Charles Hattersley, head of the marine department at Ashfords LLP, said that a number of very important issues for the fishing industry arose from a very protracted, detailed and complex case. In particular:

  • DSIFCA attempted, from the outset, to prosecute on the basis of computer-generated VMS evidence – without any substantial corroborating evidence. This, in itself, is a flawed tactic, and should serve as a lesson to all IFCAs that in order to succeed in prosecuting similar alleged offences, they will require substantially more evidence than that generated by VMS (and, to some extent, AIS) alone. DSIFCA was warned frequently by Mr Hattersley and the defendants that its case was misconceived, disingenuous and would be unsuccessful, but refused to listen or negotiate sensibly.
  • The costs incurred by the four defendants in defending their position were very substantial indeed, and although costs orders have been obtained from the Crown Court, no recovery can be made in respect of the two companies. It may be possible to make a recovery on behalf of Mr Meredith and Mr Bickerstaff, but nevertheless, there will be a very substantial shortfall in the sums actually incurred defending all counts laid by the prosecution in this case, which are unrecoverable. These could amount to in excess of £150,000, due to the convoluted, complex and detailed nature of the case laid by the prosecution. On any analysis, this cannot be just or equitable. There should be some mechanism whereby successful defendants who have proved their innocence can recover, at the very least, a substantial amount of the costs incurred in defending their position.
  • Although it cannot be denied that DSIFCA had jurisdiction within the six-mile limit, there must be some constructive dialogue between those actively fishing the areas, quite legally, and that organisation. In this case, the interviews were carried out in a brief and somewhat random manner, and DSIFCA has declined to enter into sensible discussions on how this aspect of the industry should be regulated.
  • This relatively small industry should be working together – not tearing itself apart.

Devon & Severn IFCA statement

In response to a request from Fishing News for a comment, a DSIFCA spokesperson said: “The authority has devoted considerable time and resources to the recent three-week trial conducted in Gloucester Crown Court over alleged illegal dredging for scallops in the DSIFCA district.

“DSIFCA is very grateful to the jury for the close attention they gave to the case, and feels that the trial provided excellent guidance on the issues presented in such cases.

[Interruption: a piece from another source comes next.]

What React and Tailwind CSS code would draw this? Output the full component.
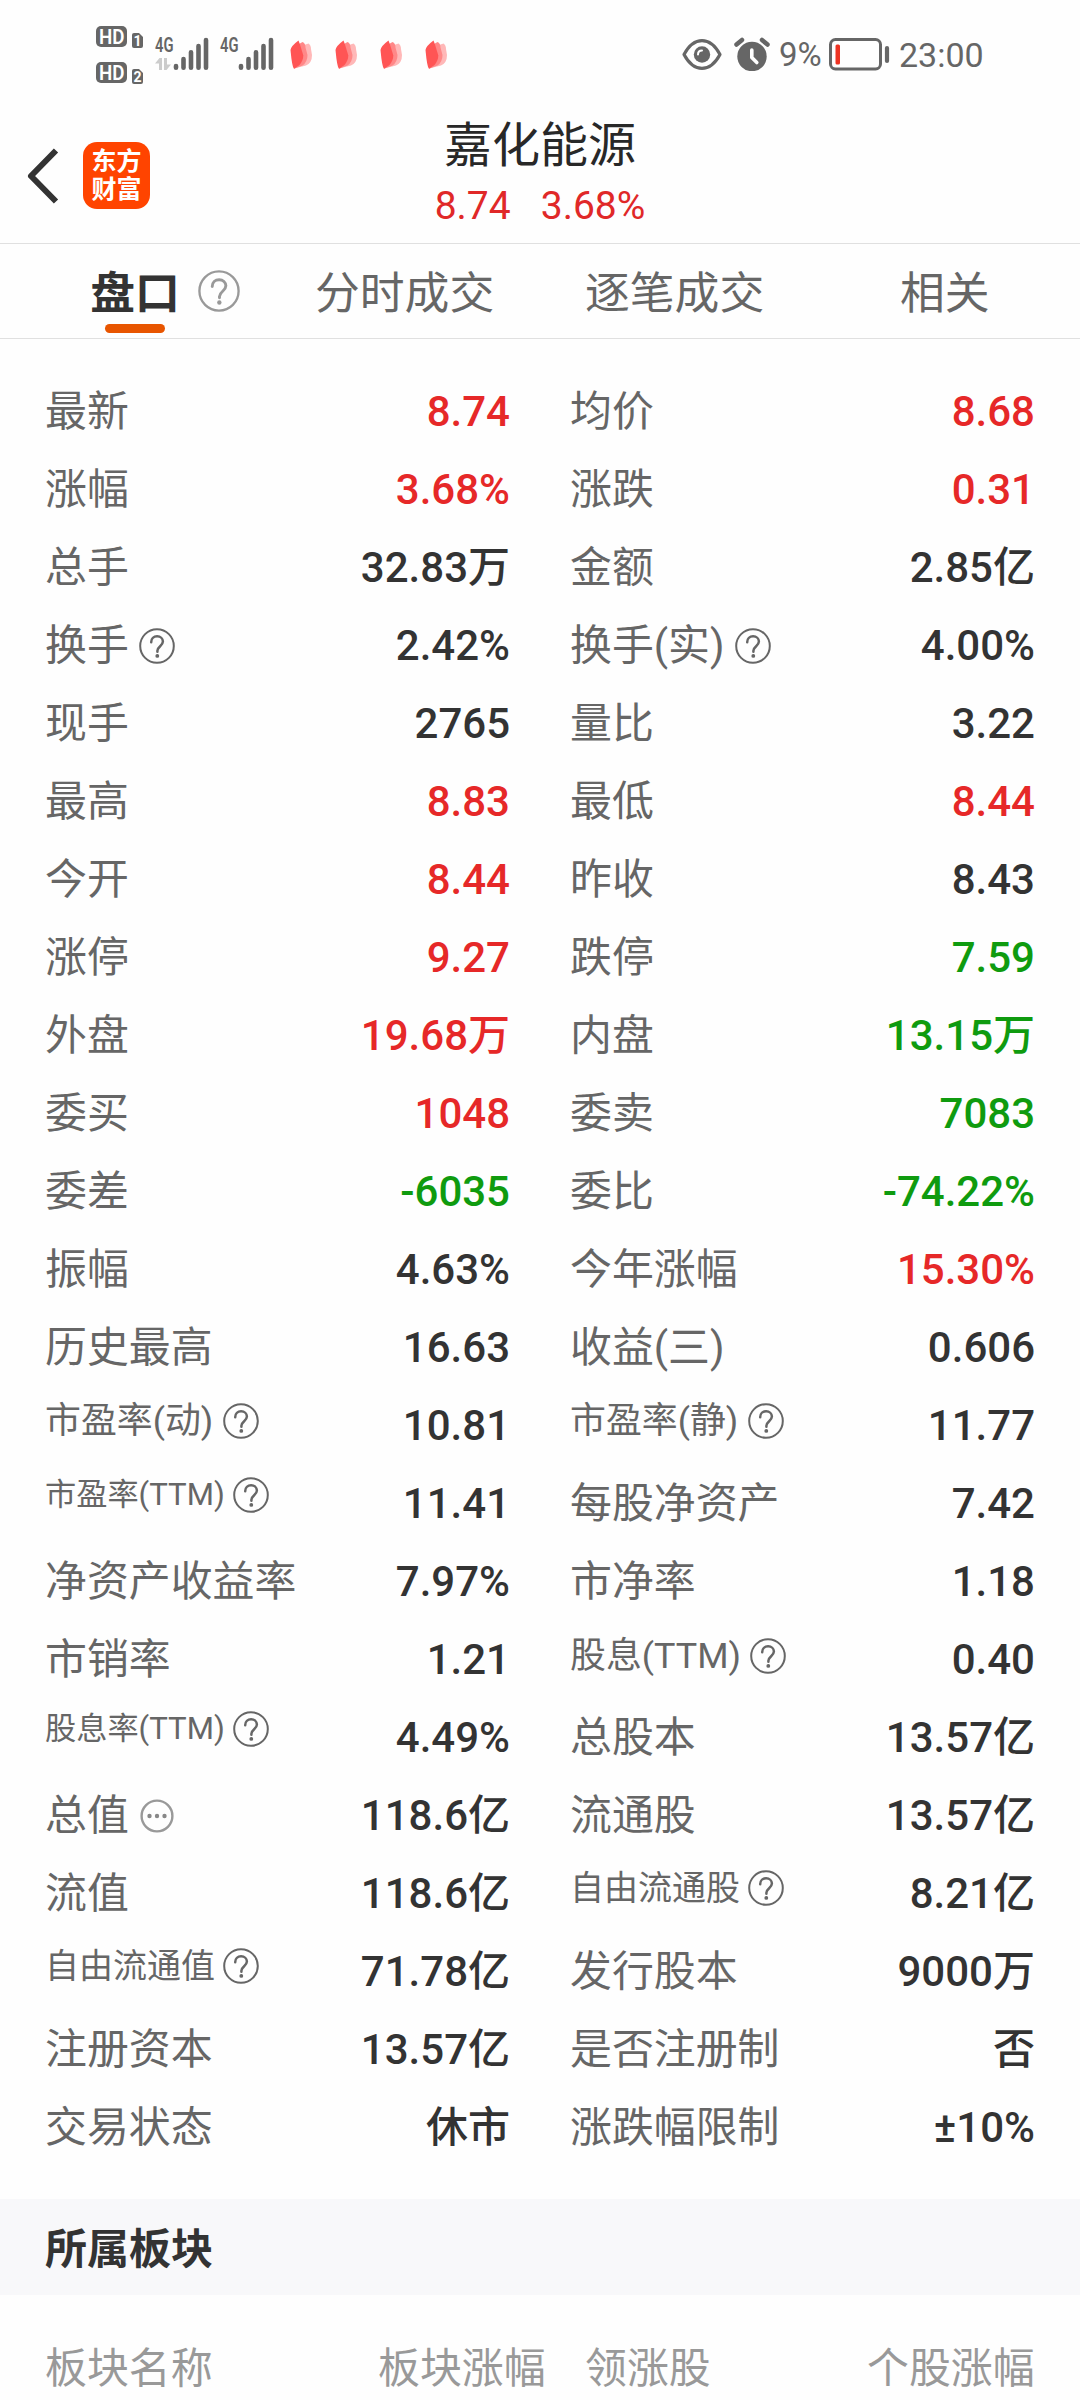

We respect the decision of the jury, and understand that the process was lengthy and contained some evidential challenges.

“At the first hearing in the Magistrates Court in 2016, the magistrates agreed with the defendants’ solicitor’s view that the matter should be referred to the Crown Court. DSIFCA’s decision to prosecute was vindicated by the fact that the body of evidence was left to the jury as evidence capable of leading to convictions, and despite acquittals, there were four counts upon which the jury could not reach a verdict. The judge recognised the evidential challenges presented in such cases, and observed that the case required a trial for its resolution. There was no criticism of the decision to institute proceedings and to pursue the matter to trial.

“DSIFCA is leading the development of vessel monitoring systems (VMS), which we believe will be central to fisheries management and enforcement in the future. It is hoped that VMS use will enable fully-documented fisheries, which will be an essential part of safeguarding the future of the inshore fishing industry, and conserving the important marine habitats within these areas.

“Four successful prosecutions using VMS evidence have already been achieved by DSIFCA, and a further four financial administrative penalties, which also relied on VMS data, have been accepted by members of the fishing industry.

“A review of the trial is currently underway, and these proceedings have strengthened both DSIFCA’s resolve to prosecute where necessary, whether in summary trial or before the Crown Court, and also our knowledge of the matters to be addressed as evidence in such cases.”

All fishing vessels between 6.99m and 15.25m in length will be required to send positional data remotely from the end of August 2018. European regulations already require vessels over 12m to send positional data every two hours.

Two years of needless torture and financial pressure – Derek Meredith

On being acquitted of all charges, Derek Meredith said: “The last two years have been extremely difficult. Although acquitted on all charges, the legal costs incurred in clearing our names are crippling. Sadly, I am now left with no option other than to put Joanna C up for sale, solely because of the financial pressure the prolonged legal case generated.

“The pressure and stress David Bickerstaff, a lifelong Devon fisherman, and I have been under has been horrendous. I was placed on bail two years ago, since which time I have had to come ashore to focus on legal matters and to constantly go over charts. My family life has been non-existent.

“When we were first interviewed, there was no disclosure, so we didn’t know what it was all about, although we were expected to give an answer. The adjournment of the hearing at Plymouth, due to legal technicalities, cost us £40,000 alone.

“We were offered three deals, at a time when everyone said the prosecution should drop the charges. The second time, we even offered to pay our own costs just to stop it, and still they wanted to carry on.

“The only thing that this case was based on was VMS data – nothing else. No photographs, no witnesses, no catch data, nothing. This is why they need a review.

“DSIFCA brought in images of areas of reefs that I’ve never even steamed over.

“There is no rule about scallop boats being in controlled areas. Fully aware of our experience, skippers are now steaming flat out to clear these areas after curfew, putting their crews in danger on deck in bad weather. This isn’t right, although it does show that people who make these decisions in warm comfortable offices have little or no understanding of fishing, even though they make the rules and regulations, which inevitably are all take and no give.

“Ultimately, it was up to a jury with absolutely no fishing experience to apply common sense and return a not-guilty decision, that the authorities with responsibility for managing inshore fisheries couldn’t and didn’t want to see.

“Throughout an extremely dark period, the one ray of light has been the support we have received from just about everyone in fishing, as well as Charles Hattersley, Oliver Powell and Nigel Blazeby. Sincere thanks to all.”